Adli berharap para pihak segera mencari solusi terbaik. Untuk saat ini, pemindahan mereka ke tempat yang layak menjadi jalan keluar jangka pendek. ”Sebagai manusia, warga Rohingya berhak hidup layak seperti kita. Persoalan Rohingya harus diselesaikan oleh negara anggota ASEAN mengingat masalah itu telah mengganggu politik negara-negara di ASEAN,” kata Adli.
Gelombang migran Rohingya pertama kali datang ke Aceh pada 2011. Saat itu warga Aceh kaget dengan kehadiran perahu berisi manusia dengan kondisi memprihatinkan. Mereka kekurangan makanan dan banyak yang sakit. Warga bahkan menyebut pengungsi Rohingya sebagai ”manusia perahu”.
Lokasi pertama mereka terdampar adalah Pantai Krueng Raya, Kabupaten Aceh Besar.

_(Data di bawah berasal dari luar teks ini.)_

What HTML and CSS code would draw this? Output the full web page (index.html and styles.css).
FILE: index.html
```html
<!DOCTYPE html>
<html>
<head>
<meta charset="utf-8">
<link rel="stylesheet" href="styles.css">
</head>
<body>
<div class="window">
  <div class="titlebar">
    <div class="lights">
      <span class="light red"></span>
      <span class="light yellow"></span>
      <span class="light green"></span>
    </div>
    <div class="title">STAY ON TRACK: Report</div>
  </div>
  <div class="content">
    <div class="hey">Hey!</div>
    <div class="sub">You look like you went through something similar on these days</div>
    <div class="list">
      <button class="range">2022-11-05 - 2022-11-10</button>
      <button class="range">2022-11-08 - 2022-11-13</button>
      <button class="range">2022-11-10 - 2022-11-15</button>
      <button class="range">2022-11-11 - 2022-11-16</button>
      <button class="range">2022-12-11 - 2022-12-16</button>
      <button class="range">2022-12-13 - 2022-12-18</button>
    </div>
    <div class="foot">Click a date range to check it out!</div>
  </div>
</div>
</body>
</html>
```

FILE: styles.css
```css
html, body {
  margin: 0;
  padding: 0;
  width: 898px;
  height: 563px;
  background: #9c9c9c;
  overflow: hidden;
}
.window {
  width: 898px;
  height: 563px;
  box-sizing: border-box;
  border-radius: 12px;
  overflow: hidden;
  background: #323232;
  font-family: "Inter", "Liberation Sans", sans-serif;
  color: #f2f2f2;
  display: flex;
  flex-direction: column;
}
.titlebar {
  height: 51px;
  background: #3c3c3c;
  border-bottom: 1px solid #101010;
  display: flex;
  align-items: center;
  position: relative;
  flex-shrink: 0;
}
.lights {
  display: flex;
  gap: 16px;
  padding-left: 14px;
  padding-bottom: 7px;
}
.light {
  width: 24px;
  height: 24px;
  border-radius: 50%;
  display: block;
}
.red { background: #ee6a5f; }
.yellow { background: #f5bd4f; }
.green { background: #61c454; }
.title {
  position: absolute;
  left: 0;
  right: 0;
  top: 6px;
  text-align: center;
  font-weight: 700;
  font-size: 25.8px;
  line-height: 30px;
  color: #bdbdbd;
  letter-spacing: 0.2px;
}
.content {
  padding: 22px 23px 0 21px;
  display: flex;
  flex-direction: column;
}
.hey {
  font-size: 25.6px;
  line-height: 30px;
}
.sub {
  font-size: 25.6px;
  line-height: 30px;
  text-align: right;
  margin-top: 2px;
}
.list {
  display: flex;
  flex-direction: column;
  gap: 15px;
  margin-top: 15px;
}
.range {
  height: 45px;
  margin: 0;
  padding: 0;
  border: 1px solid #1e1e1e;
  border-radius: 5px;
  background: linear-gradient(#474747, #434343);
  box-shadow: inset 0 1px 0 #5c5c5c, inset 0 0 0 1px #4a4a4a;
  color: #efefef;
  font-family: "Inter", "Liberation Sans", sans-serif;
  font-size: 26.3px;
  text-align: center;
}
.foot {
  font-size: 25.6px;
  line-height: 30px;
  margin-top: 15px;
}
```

Peristiwa itu menjadi pembuka datangnya kapal-kapal Rohingya berikutnya.
Nyaris setiap tahun, selalu ada kapal yang membawa migran Rohingya terdampar di Aceh. Catatan Kompas, sejak 2011 hingga 2022, sebanyak 1.802 pengungsi Rohingya terdampar di Aceh. Di Indonesia mereka hanya ditampung sementara hingga dikirimkan ke negara ketiga sebagai tempat migrasi permanen.